REST information is not only useful to the server: it can also be useful for the user. A browser will record the entire link, including the REST information, to allow a user to use the back button on a browser and get back to a prior-viewed page, or a user can bookmark the link. The user can also cut the link from the browser's address box, and provide it in an e-mail message, for example. In either case, the link can be used to navigate directly to the page desired, bypassing the site navigation tools that would otherwise be required to get there if one had only the domain name.
The representational state transfer information may contain information that can be useful for other purposes. For example, John Udell's Library Lookup Bookmarklets scrapes the ISBN from the REST information used in popular book retailer's web sites to show a user whether one or more specified libraries carries the book being viewed on the retailer's web site.
Another form of information that the user of a web page can use is a title of a web page. The title of a web page is displayed in certain locations, notably across the title bar of the browser window. If the title describes the information in the web page being displayed, the user can use the title to identify the information contained in the web page being displayed. The title may also be captured with a bookmark and used as the title of the bookmark, simplifying the bookmarking process. Additionally, the title can be used as the title of the window, and the title may be displayed in a status area of the operating system, indicating all windows active, to assist the user in selecting among the various windows.

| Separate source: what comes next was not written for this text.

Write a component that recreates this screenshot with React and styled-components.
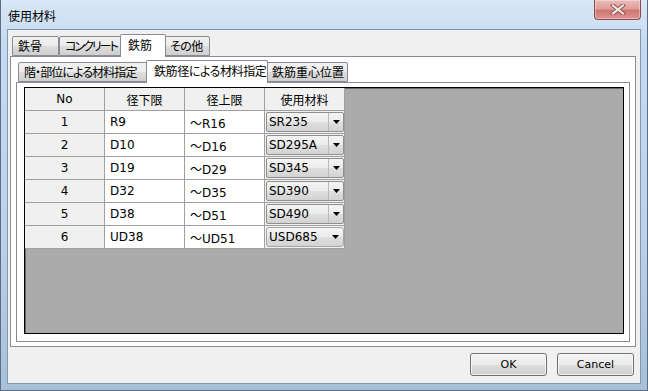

The REST information and the title can change as described above for every web page displayed. This allows the exact location of a web page to be freely available, and the title information to remain current. However, when the information being displayed in a browser contains a Rich Internet Application (known as “RIA”), such as a Flash movie, the title and REST information will not change from the web page used to download the RIA. Thus, the title can become out of sync with the content of the RIA and the REST information only indicates the web page used to navigate to the start of the RIA. This REST information cannot be used to mark a specific point in the RIA for the purposes described above or be used to directly navigate to a point past the starting point of the RIA.
Some web sites have read in REST information in the URI that was either entered by a user or part of a link, to allow a user to jump to a specific web page, but such information was never updated in the address box of the browser as the RIA progressed.
Users also find it helpful to use a browser's “forward” and “back” buttons to move to web pages they have visited before. However, because an RIA may appear as a single web page to the browser, the user is unable to use the browser's forward and back buttons to navigate within an RIA.
What is needed is a system and method that can allow the browser to display REST information that corresponds to various points in a RIA, can utilize the RIA information provided to navigate to a point in the RIA after the start of the RIA and can update the browser title to correspond to the information being displayed in the RIA, and can allow the user to revisit various points in the RIA the user has already visited using the browser's forward and back buttons.